Self-consistent learning and control of arbitrary quantum correlated noise, and beyond

The demands of fault tolerance mean that a wide variety of simple and exotic noise types must be tamed for quantum devices to progress. Real-world hurdles range from imperfect gates and decoherence, to spatiotemporal non-Markovianity, crosstalk, correlated control errors, and undesirable driving of bath transitions. These effects must be treated, but how can we combine everything into a feasible and useful framework, and how can this then be learned? Fortunately, as devices improve, the presence of noise gets sparser and permits more sophisticated models for efficient and general characterisation. Combining recent advances in tensor network learning with non-Markovian process characterisation, we develop efficient techniques to capture a near-universal model for quantum noise. The three fundamental categories we consider are: correlated background dynamics, correlated control imperfections, and control-environment interactions. Our approach to characterise these components employs no assumptions about prior calibrations, and can accommodate large numbers of time-steps and qubits from relatively few experiments. The result is a practical, scalable, and consistent procedure capable of describing arbitrary open dynamics and experimental controls. We stress that the framework is hardware agnostic, but the models are readily modular and can be adapted based on the expected physics of the device or intended purpose of the characterisation. The resulting estimate not only spells out errors, but also serves as a reliable mapping from all experimenter-chosen parameters to circuit outcomes.
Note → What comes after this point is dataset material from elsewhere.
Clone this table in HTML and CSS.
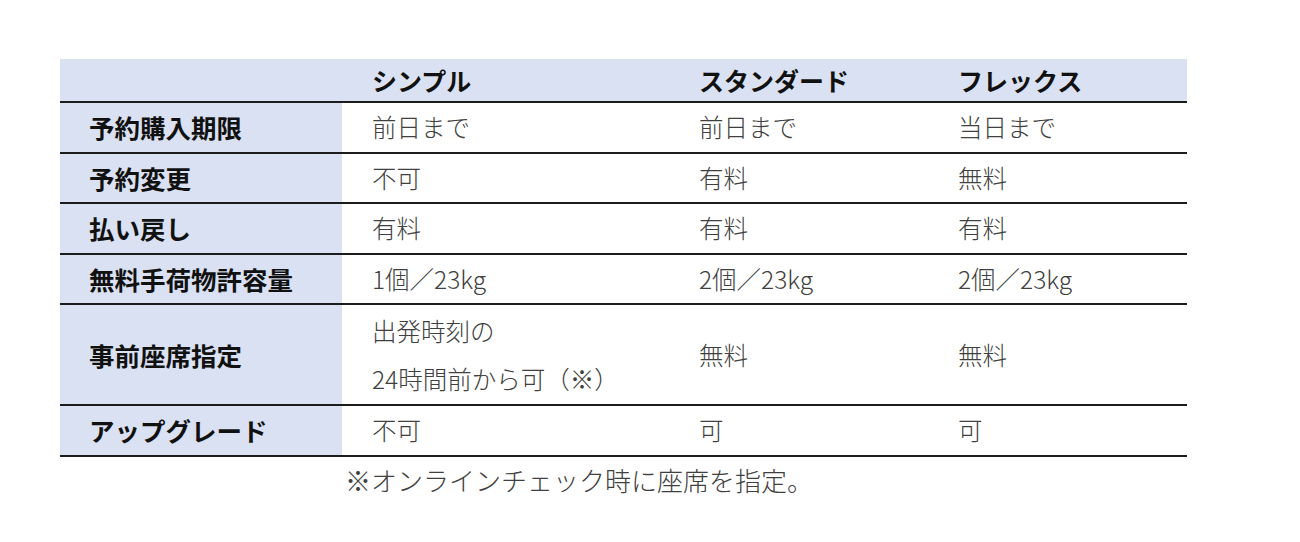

Hence, this has ready accessibility and applicability to all applied quantum information processing. We bolster these claims with an extensive set of numerical and experimental results. In particular, we demonstrate powerful applications of our method, including bespoke dynamical decoupling sequences, pulse shaping, and optimal logical control choices for any two-qubit gate decomposition. We anticipate this approach to be useful at informing all levels of the quantum control stack: in error suppression, error mitigation, and error correction.